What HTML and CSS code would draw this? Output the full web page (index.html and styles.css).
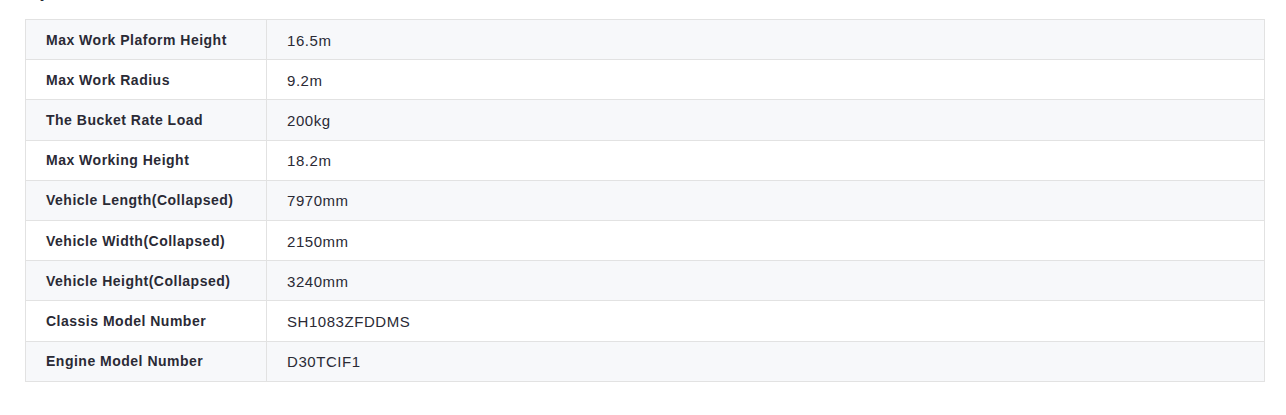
FILE: index.html
```html
<!DOCTYPE html>
<html lang="en">
<head>
<meta charset="utf-8">
<title>Specifications</title>
<link rel="stylesheet" href="styles.css">
</head>
<body>
<section class="specs">
  <h2 class="specs-title">Specifications</h2>
  <table class="spec-table">
    <tbody>
      <tr><th>Max Work Plaform Height</th><td>16.5m</td></tr>
      <tr><th>Max Work Radius</th><td>9.2m</td></tr>
      <tr><th>The Bucket Rate Load</th><td>200kg</td></tr>
      <tr><th>Max Working Height</th><td>18.2m</td></tr>
      <tr><th>Vehicle Length(Collapsed)</th><td>7970mm</td></tr>
      <tr><th>Vehicle Width(Collapsed)</th><td>2150mm</td></tr>
      <tr><th>Vehicle Height(Collapsed)</th><td>3240mm</td></tr>
      <tr><th>Classis Model Number</th><td>SH1083ZFDDMS</td></tr>
      <tr><th>Engine Model Number</th><td>D30TCIF1</td></tr>
    </tbody>
  </table>
</section>
</body>
</html>
```
FILE: styles.css
```css
html, body {
  margin: 0;
  padding: 0;
  background: #ffffff;
}
body {
  font-family: "Liberation Sans", Arial, sans-serif;
  color: #2a2a35;
  overflow: hidden;
}
.specs {
  padding: 0 21px 0 25px;
}
.specs-title {
  margin: -22px 0 17px 1px;
  font-size: 20px;
  line-height: 24px;
  height: 24px;
  font-weight: bold;
  color: #2a2a35;
}
.spec-table {
  width: 100%;
  border-collapse: collapse;
  border: 1px solid #e2e2e2;
}
.spec-table th,
.spec-table td {
  border: 1px solid #e2e2e2;
  padding: 9.6px 20px 8.5px;
  line-height: 21.1px;
  text-align: left;
  vertical-align: middle;
}
.spec-table th {
  width: 200px;
  font-size: 14px;
  font-weight: bold;
  letter-spacing: 0.5px;
}
.spec-table td {
  font-size: 15px;
  letter-spacing: 0.55px;
}
.spec-table tr:nth-child(odd) {
  background: #f7f8fa;
}
```
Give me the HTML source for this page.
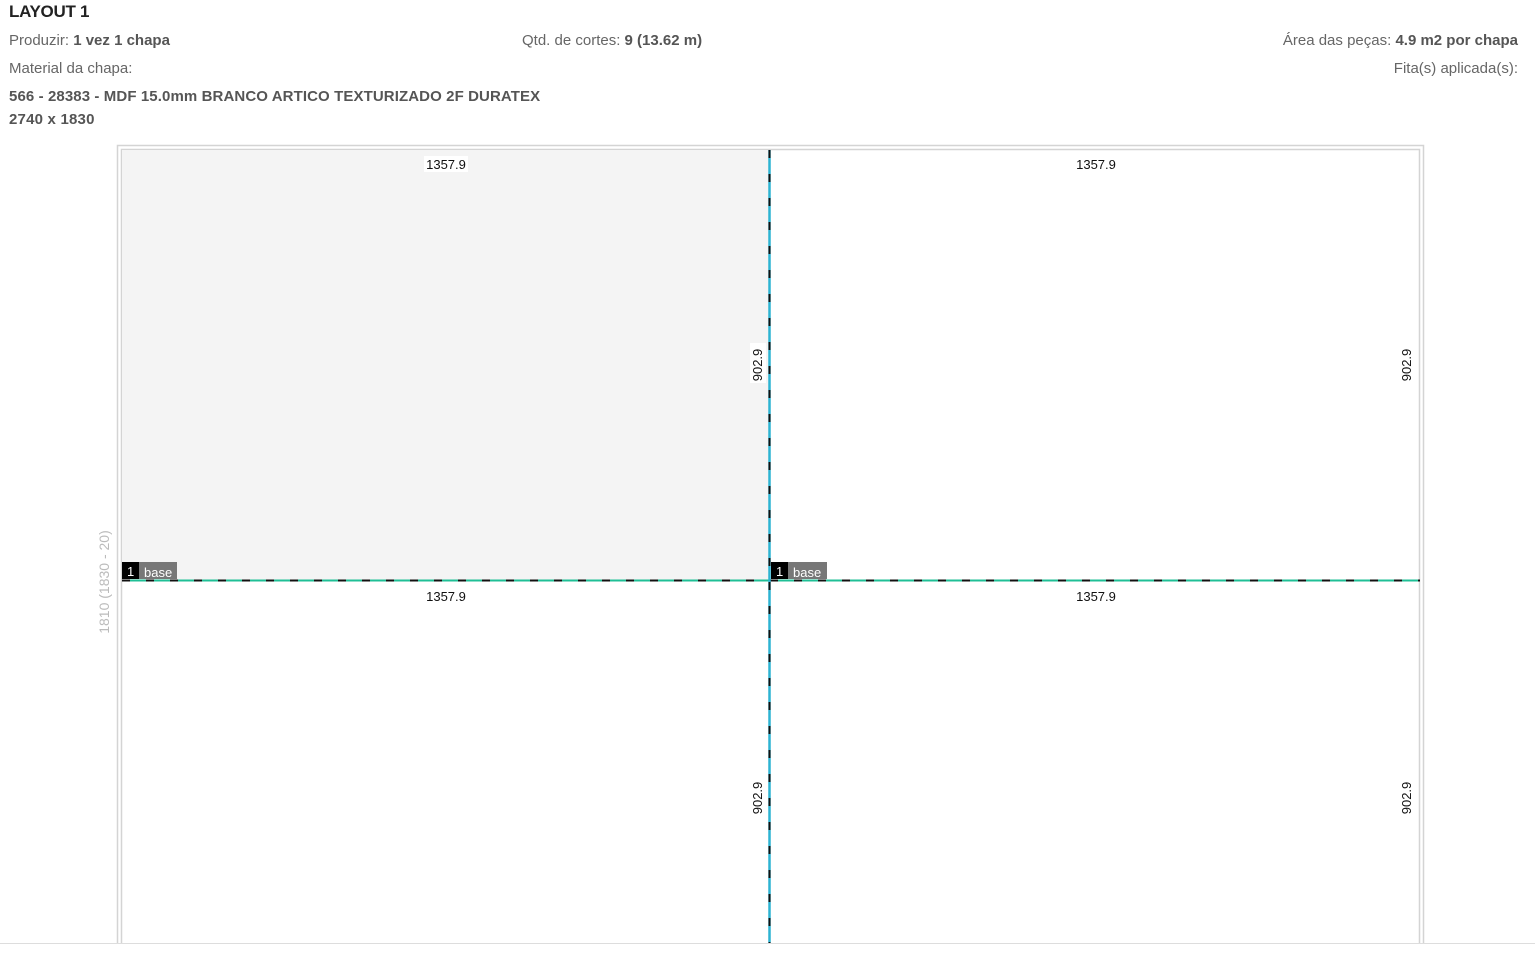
<!DOCTYPE html>
<html><head><meta charset="utf-8"><style>
body{margin:0;width:1535px;height:954px;overflow:hidden;background:#fff;font-family:"Liberation Sans",sans-serif;color:#666;position:relative}
.t{position:absolute;font-size:15px;white-space:nowrap}
b{color:#555}
</style></head><body>
<div class="t" style="left:9px;top:2px;font-size:17px;font-weight:bold;color:#222;letter-spacing:-0.3px">LAYOUT 1</div>
<div class="t" style="left:9px;top:32px">Produzir: <b>1 vez 1 chapa</b></div>
<div class="t" style="left:522px;top:32px">Qtd. de cortes: <b>9 (13.62 m)</b></div>
<div class="t" style="right:17px;top:32px">Área das peças: <b>4.9 m2 por chapa</b></div>
<div class="t" style="left:9px;top:60px">Material da chapa:</div>
<div class="t" style="right:17px;top:60px">Fita(s) aplicada(s):</div>
<div class="t" style="left:9px;top:88px;font-weight:bold;color:#555;letter-spacing:0.1px">566 - 28383 - MDF 15.0mm BRANCO ARTICO TEXTURIZADO 2F DURATEX</div>
<div class="t" style="left:9px;top:111px;font-weight:bold;color:#555;letter-spacing:0.2px">2740 x 1830</div>
<svg width="1535" height="954" style="position:absolute;left:0;top:0" font-family="Liberation Sans, sans-serif">
<rect x="117.5" y="145.5" width="1306" height="820" fill="none" stroke="#d4d4d4" stroke-width="1.5"/>
<rect x="121.5" y="149.5" width="1298" height="820" fill="none" stroke="#d4d4d4" stroke-width="1.5"/>
<rect x="122" y="150" width="647" height="430" fill="#f4f4f4"/>
<line x1="122" y1="580.5" x2="1420" y2="580.5" stroke="#1fbf96" stroke-width="2"/>
<line x1="122" y1="580.5" x2="1420" y2="580.5" stroke="#111" stroke-width="2" stroke-dasharray="8 16"/>
<line x1="769.5" y1="150" x2="769.5" y2="943" stroke="#2db3d2" stroke-width="2.5"/>
<line x1="769.5" y1="150" x2="769.5" y2="943" stroke="#111" stroke-width="2" stroke-dasharray="8 16"/>
<g font-size="13" fill="#111" text-anchor="middle">
<rect x="424" y="156" width="44" height="16" fill="#fff"/><text x="446" y="169">1357.9</text>
<rect x="1074" y="156" width="44" height="16" fill="#fff"/><text x="1096" y="169">1357.9</text>
<rect x="424" y="588" width="44" height="16" fill="#fff"/><text x="446" y="601">1357.9</text>
<rect x="1074" y="588" width="44" height="16" fill="#fff"/><text x="1096" y="601">1357.9</text>
<rect x="750" y="343" width="16" height="40" fill="#fff"/><text transform="translate(762,365) rotate(-90)">902.9</text>
<rect x="1399" y="343" width="16" height="40" fill="#fff"/><text transform="translate(1411,365) rotate(-90)">902.9</text>
<rect x="750" y="776" width="16" height="40" fill="#fff"/><text transform="translate(762,798) rotate(-90)">902.9</text>
<rect x="1399" y="776" width="16" height="40" fill="#fff"/><text transform="translate(1411,798) rotate(-90)">902.9</text>
</g>
<g font-size="13">
<rect x="122" y="562" width="17" height="17" fill="#000"/><text x="127" y="576" fill="#fff">1</text>
<rect x="139" y="562" width="38" height="17" fill="#777"/><text x="144" y="577" fill="#fff">base</text>
<rect x="771" y="562" width="17" height="17" fill="#000"/><text x="776" y="576" fill="#fff">1</text>
<rect x="788" y="562" width="39" height="17" fill="#777"/><text x="793" y="577" fill="#fff">base</text>
</g>
<text transform="translate(109,582) rotate(-90)" font-size="14" fill="#bbb" text-anchor="middle">1810 (1830 - 20)</text>
<rect x="0" y="943" width="1535" height="11" fill="#fff"/>
<line x1="0" y1="943.5" x2="1535" y2="943.5" stroke="#ddd" stroke-width="1"/>
</svg>
</body></html>
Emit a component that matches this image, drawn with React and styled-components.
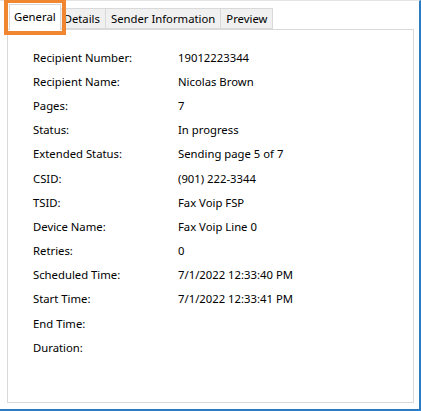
import React from "react";
import styled, { createGlobalStyle } from "styled-components";

const GlobalStyle = createGlobalStyle`
  html, body {
    margin: 0;
    padding: 0;
    background: #ffffff;
  }
  body {
    font-family: "Noto Sans", "Open Sans", sans-serif;
    font-size: 11.3px;
    color: #000;
  }
`;

const rows = [
  ["Recipient Number:", "19012223344"],
  ["Recipient Name:", "Nicolas Brown"],
  ["Pages:", "7"],
  ["Status:", "In progress"],
  ["Extended Status:", "Sending page 5 of 7"],
  ["CSID:", "(901) 222-3344"],
  ["TSID:", "Fax Voip FSP"],
  ["Device Name:", "Fax Voip Line 0"],
  ["Retries:", "0"],
  ["Scheduled Time:", "7/1/2022 12:33:40 PM"],
  ["Start Time:", "7/1/2022 12:33:41 PM"],
  ["End Time:", ""],
  ["Duration:", ""],
];

const tabs = ["General", "Details", "Sender Information", "Preview"];

const App = () => {
  return (
    <Window>
      <GlobalStyle />
      <TabStrip>
        {tabs.map((t, i) => (
          <Tab key={t} active={i === 0}>
            {t}
          </Tab>
        ))}
      </TabStrip>
      <Panel>
        <Grid>
          {rows.map(([label, value]) => (
            <React.Fragment key={label}>
              <Label>{label}</Label>
              <Value>{value}</Value>
            </React.Fragment>
          ))}
        </Grid>
      </Panel>
    </Window>
  );
};

export default App;

const Window = styled.div`
  width: 421px;
  height: 411px;
  box-sizing: border-box;
  background: #ffffff;
  border-top: 1px solid #e4e4e4;
  border-right: 2px solid #2b7cc4;
  border-bottom: 2px solid #2b7cc4;
  padding: 0 5px 6px 7px;
  display: flex;
  flex-direction: column;
`;

const TabStrip = styled.div`
  display: flex;
  align-items: flex-end;
  height: 29px;
  padding-left: 2px;
  position: relative;
  z-index: 1;
  margin-bottom: -1px;
`;

const Tab = styled.div`
  box-sizing: border-box;
  height: ${(p) => (p.active ? "26px" : "21px")};
  padding: ${(p) => (p.active ? "3px 4px 0" : "1px 5px 0 5px")};
  margin: ${(p) => (p.active ? "0 -2px 0 0" : "0 0 1px -1px")};
  background: ${(p) => (p.active ? "#ffffff" : "#f0f0f0")};
  border: 1px solid #d9d9d9;
  border-bottom: ${(p) => (p.active ? "none" : "1px solid #d9d9d9")};
  line-height: 17px;
  white-space: nowrap;
  position: relative;
  z-index: ${(p) => (p.active ? 2 : 1)};
  outline: ${(p) => (p.active ? "4px solid #f0862f" : "none")};
  outline-offset: ${(p) => (p.active ? "1px" : "0")};
`;

const Panel = styled.div`
  flex: 1;
  border: 1px solid #d9d9d9;
  background: #ffffff;
  padding: 15px 0 0 25px;
`;

const Grid = styled.div`
  display: grid;
  grid-template-columns: 145px 1fr;
  grid-auto-rows: 24.2px;
  align-items: center;
`;

const Label = styled.div`
  white-space: nowrap;
`;

const Value = styled.div`
  white-space: nowrap;
`;
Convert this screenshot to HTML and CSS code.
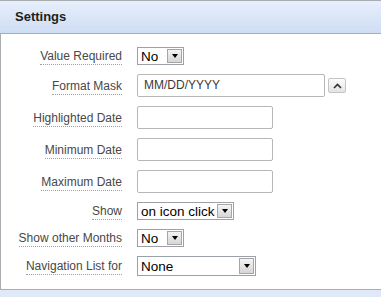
FILE: index.html
```html
<!DOCTYPE html>
<html lang="en">

<head>
    <title>Settings</title>
    <link rel="stylesheet" href="styles.css">
</head>

<body>
    <div class="region">
        <div class="region-header">
            <h2>Settings</h2>
        </div>

        <div class="region-body">
            <div class="field-row">
                <div class="field-label"><span>Value Required</span></div>
                <div class="select select-small">No<span class="select-arrow"></span></div>
            </div>

            <div class="field-row">
                <div class="field-label"><span>Format Mask</span></div>
                <div class="text-input text-wide">MM/DD/YYYY</div>
                <button class="pick-button" type="button">
                    <svg width="9" height="6" viewBox="0 0 9 6">
                        <path d="M1 5 L4.5 1.5 L8 5" fill="none" stroke="#333" stroke-width="1.6"/>
                    </svg>
                </button>
            </div>

            <div class="field-row">
                <div class="field-label"><span>Highlighted Date</span></div>
                <div class="text-input text-date"></div>
            </div>

            <div class="field-row">
                <div class="field-label"><span>Minimum Date</span></div>
                <div class="text-input text-date"></div>
            </div>

            <div class="field-row">
                <div class="field-label"><span>Maximum Date</span></div>
                <div class="text-input text-date"></div>
            </div>

            <div class="field-row">
                <div class="field-label"><span>Show</span></div>
                <div class="select select-show">on icon click<span class="select-arrow"></span></div>
            </div>

            <div class="field-row">
                <div class="field-label"><span>Show other Months</span></div>
                <div class="select select-small">No<span class="select-arrow"></span></div>
            </div>

            <div class="field-row">
                <div class="field-label"><span>Navigation List for</span></div>
                <div class="select select-nav">None<span class="select-arrow"></span></div>
            </div>
        </div>

        <div class="region-footer"></div>
    </div>
</body>

</html>
```

FILE: styles.css
```css
body {
    margin: 0;
    font-family: "Liberation Sans", Arial, sans-serif;
    background-color: #fff;
}

.region {
    width: 381px;
}

.region-header {
    height: 32px;
    border-top: 1px solid #a9adb2;
    border-bottom: 1px solid #a9adb2;
    background: linear-gradient(#e7effc, #cfddf3);
}

.region-header h2 {
    margin: 0;
    padding-left: 15px;
    font-size: 13px;
    line-height: 32px;
    color: #1e1e1e;
}

.region-body {
    display: flex;
    flex-direction: column;
    gap: 9px;
    padding: 13px 0;
    border-left: 1px solid #a9adb2;
}

.field-row {
    display: flex;
    align-items: center;
}

.field-label {
    width: 121px;
    margin-right: 15px;
    text-align: right;
    font-size: 12px;
    color: #484848;
}

.field-label span {
    padding-bottom: 1px;
    border-bottom: 1px dotted #a0a0a0;
}

.text-input {
    box-sizing: border-box;
    height: 23px;
    padding-left: 6px;
    border: 1px solid #b7b7b7;
    border-radius: 2px;
    font-size: 12px;
    line-height: 21px;
    color: #3a3a3a;
}

.text-wide {
    width: 188px;
}

.text-date {
    width: 136px;
}

.pick-button {
    display: flex;
    align-items: center;
    justify-content: center;
    width: 18px;
    height: 15px;
    margin-left: 3px;
    padding: 0;
    border: 1px solid #c4c4c4;
    border-radius: 2px;
    background: linear-gradient(#fbfbfb, #e4e4e4);
}

.select {
    box-sizing: border-box;
    display: flex;
    align-items: center;
    justify-content: space-between;
    height: 18px;
    padding: 1px 1px 1px 3px;
    border: 1px solid #9ba1a6;
    font-size: 13.5px;
    white-space: nowrap;
    color: #000;
}

.select-small {
    width: 47px;
}

.select-show {
    width: 97px;
}

.select-nav {
    width: 119px;
    height: 20px;
}

.select-arrow {
    box-sizing: border-box;
    display: flex;
    align-items: center;
    justify-content: center;
    flex-shrink: 0;
    width: 15px;
    height: 100%;
    border: 1px solid #a6a6a6;
    background: linear-gradient(#f4f4f4, #d6d6d6);
}

.select-arrow::after {
    content: "";
    border-left: 3.5px solid transparent;
    border-right: 3.5px solid transparent;
    border-top: 4px solid #000;
}

.region-footer {
    height: 8px;
    border-top: 1px solid #a9adb2;
    background-color: #dfe9f8;
}
```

■ ■ ■ ■ ■ ■ ■

▸ PROBLEM TO WORK ON
Reproduce the lines above starting at the one with "Emit a component" and ending at the one with "export default App;", both included, exactly and with no pictures.

▸ FINAL RESULT
Emit a component that matches this image, drawn with React and styled-components.
import React from "react";
import styled, { createGlobalStyle } from "styled-components";

const GlobalStyle = createGlobalStyle`
  html, body {
    margin: 0;
    padding: 0;
    background: #ffffff;
  }
  body {
    font-family: "Noto Sans", "Open Sans", sans-serif;
    font-size: 11.3px;
    color: #000;
  }
`;

const rows = [
  ["Recipient Number:", "19012223344"],
  ["Recipient Name:", "Nicolas Brown"],
  ["Pages:", "7"],
  ["Status:", "In progress"],
  ["Extended Status:", "Sending page 5 of 7"],
  ["CSID:", "(901) 222-3344"],
  ["TSID:", "Fax Voip FSP"],
  ["Device Name:", "Fax Voip Line 0"],
  ["Retries:", "0"],
  ["Scheduled Time:", "7/1/2022 12:33:40 PM"],
  ["Start Time:", "7/1/2022 12:33:41 PM"],
  ["End Time:", ""],
  ["Duration:", ""],
];

const tabs = ["General", "Details", "Sender Information", "Preview"];

const App = () => {
  return (
    <Window>
      <GlobalStyle />
      <TabStrip>
        {tabs.map((t, i) => (
          <Tab key={t} active={i === 0}>
            {t}
          </Tab>
        ))}
      </TabStrip>
      <Panel>
        <Grid>
          {rows.map(([label, value]) => (
            <React.Fragment key={label}>
              <Label>{label}</Label>
              <Value>{value}</Value>
            </React.Fragment>
          ))}
        </Grid>
      </Panel>
    </Window>
  );
};

export default App;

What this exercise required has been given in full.